Dr. Bugeja indicated obverse design 2 was his preference, calling it a “great scene, doesn’t repeat symbols”. He wanted to make sure the designs did not mirror symbols between the obverse and reverse. He also liked the way the planes were flying overhead in reverse design 6, and mentioned that he liked the depictions of humanitarian missions. Mr. Hoge said the designs seemed to be busy to him, with duplicated images between obverse and reverse; he had no strong preferences, but was against the representations of the patches. Mr. Scarinci noted that he approached this task by starting with the reverse designs, and tried to find an obverse that worked well. This resulted in his preferred design pairing of obverse design 14 and reverse design 1, but with the omission of “Act of Congress 2014” on the former. Dr. Viola liked obverse design 2, and liked the idea of obverse design 15; he also liked reverse design 4. Mr. Uram called these “tremendous designs”; he liked the appearance of movement on obverse 14, but liked the quadrants on obverse 15. He commented that reverse design 4 had a cleaner look than reverse design 6. Ms. Stevens-Sollman also noted her awareness of the diversity issue, and was “disturbed” by the images of young people as represented in obverse design 2, and felt that obverse design 15 would “better represent the owners of the planes”. She liked reverse design 1, but found the border “disturbing”.

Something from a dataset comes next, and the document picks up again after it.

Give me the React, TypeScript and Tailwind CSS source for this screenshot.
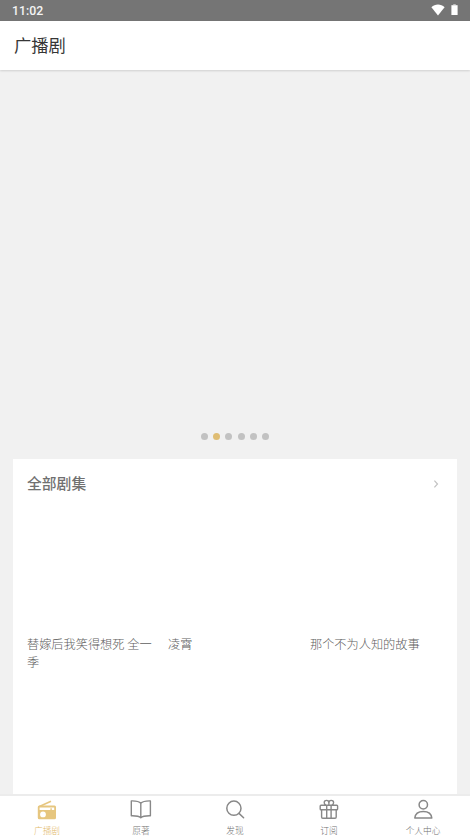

Ms. Wastweet complimented the creativity of the artist of obverse design 1, and indicated she wanted to see an emphasis on the civil aspect, rather than the military. She said obverse design 9a was “too glamorous”, and obverse design 14 had “charming characters”; she was appreciative of the details in obverse design 15. She said she gravitated towards reverse design 9 as it was unique, with a “clean, concise design” that included text that “explains without being busy”. Chairman Marks liked obverse design 13 over 14, calling the former “cleaner, with lots of definition”, whereas the latter was “busy”. He also liked obverse design 15, and acknowledged the collage comment of Ms. Wastweet; he liked the propeller and the ethnic diversity. He concluded his comments by saying he liked the way reverse design 3 is presented. Mr. Jansen was taken by the sheer number of designs, calling them “wonderful images” and asked for “more of your work”. He loved the feeling of obverse design 2 as well as obverse design 14, and said obverse design 14 felt “so volunteer”; he also liked the ethnic vagueness of obverse design 15. He found reverse designs 4, 6, and 9 to be his favorites. Mr. Moran liked the banking of the plane in obverse design 2, “denotes motion”, but also liked the concept of taking off as seen in obverse design 14, noting the one-third/two-third divide in the design; his favorite of the reverse designs was the ninth, noting it was a “nice contrast to the obverse”. Ms. Lannin said obverse design 15 was a “tad busy” for her, but liked the ethnic diversity, and she said she didn’t mind the “Act of Congress” on obverse design 14. It was also her opinion that obverse design 2, paired with reverse design 11a “shows what they would see”.
Obverse: 1 – 3 points, 2 – 18 points, 6 – 2 points, 9 – 2 points, 9a – 3 points, 13 – 11 points, 14 – 24 points, 15 – 17 points
Reverse: 1 – 10 points, 3 – 18 points, 4 – 10 points, 6 – 8 points, 9 – 17 points, 11a – 8 points
Ms. Wastweet made a motion to remove “Act of Congress 2014” from obverse design 14; it passed on an unanimous 11-0 vote.
Lake Superior Fond du Lac Chippewa Code Talkers Congressional Gold Medal
After the designs had been presented to the committee, along with the knowledge of which designs were the preference of the Commission of Fine Arts and the organization for the Code Talkers, Mr. Scarinci made a motion to adopt the latter’s preferences, obverse design 1 and reverse design 1, as the committee’s recommendations. Mr. Hoge asked that the firearms and radio equipment be checked for accuracy; Betty Birdsong of the Mint responded that the Department of Defense would be consulted to verify the accuracy. The motion carried on a unanimous 11-0 vote.